We took Sean's boat on a spin down the Willamette River yesterday, the strip of blue in the middle of my fair city. We ducked under the (still standing!) Sellwood Bridge and the Ross Island Bridge and just when we hit the Burnside Bridge we caught the strums of the Waterfront Blues Festival, the biggest one of it's ilk west of the Mississippi, so we anchored in with the rest of the lucky waterbound and hung out. Sunscreen, beers, heckling of the other boats... becoming one with the panorama.

Portland is the hippest city ever, ya dig? Like, we're reinventing the cool kid wheel out here. I like how the scenesters here are scruffybeautiful, like really pretty 1950's style dresses you dig out of the Bins (oh, you don't know the bins? You haven't truly lived til you've been up to your elbows in unwashed piles of societal cast offs in the Goodwill donation center. You pay for your stuff by the pound, people! And there I go talking about the bins again...).
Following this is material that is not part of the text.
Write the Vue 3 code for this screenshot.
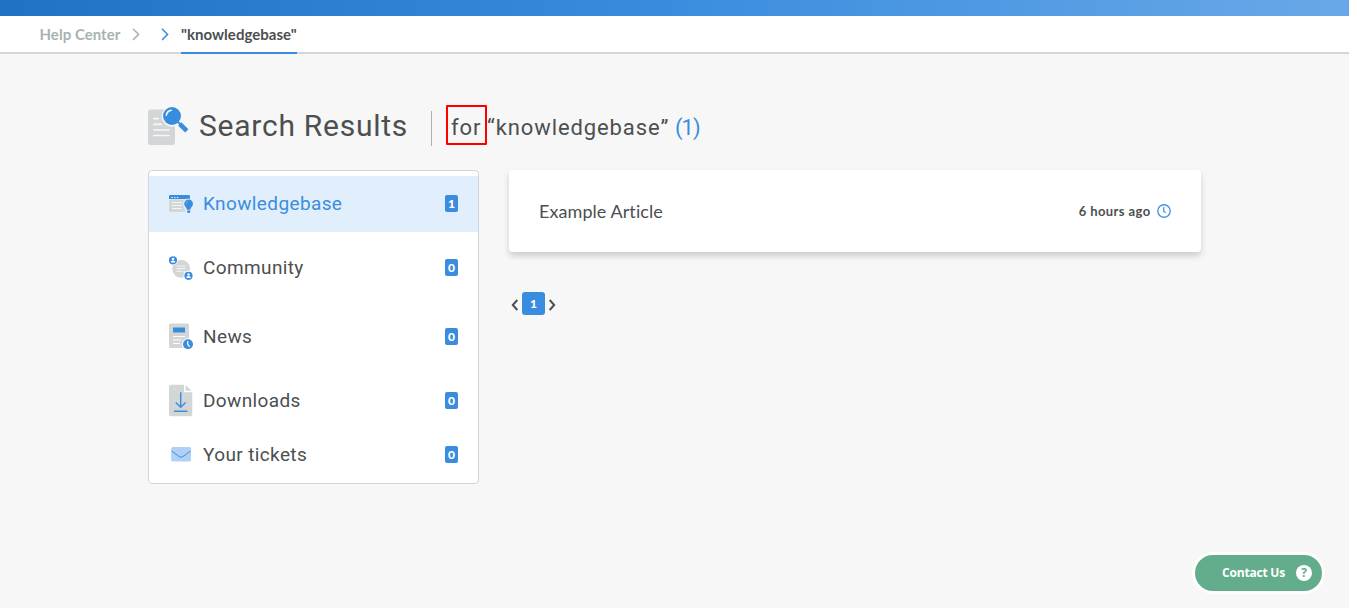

I croozed First Thursday last night, yuppie downtown's excuse to get arty with it on a monthly basis. Me and a couple of dear friends walked through a parking garage to get to a sweaty staircase that took us to a sweatier artist's co-op on the top floor of the Everyday Music building on West Burnside. Talked to a "sweet and salty art folk" lady guitarist (holler Mindy! hope you're grooving on the blog), caught some coulda-been-colder drinks and prostrated ourselves on the hardwood floor. And you know, we're laughing...





And sweating like hell (humidity not being all that common in the land of the Perfect Summer) and rolling around on the wood being poor-as-hell rockstars. And I realized I have friends who know me and belong to me and that I'm not getting rid of, no matter how many times I take out that passport.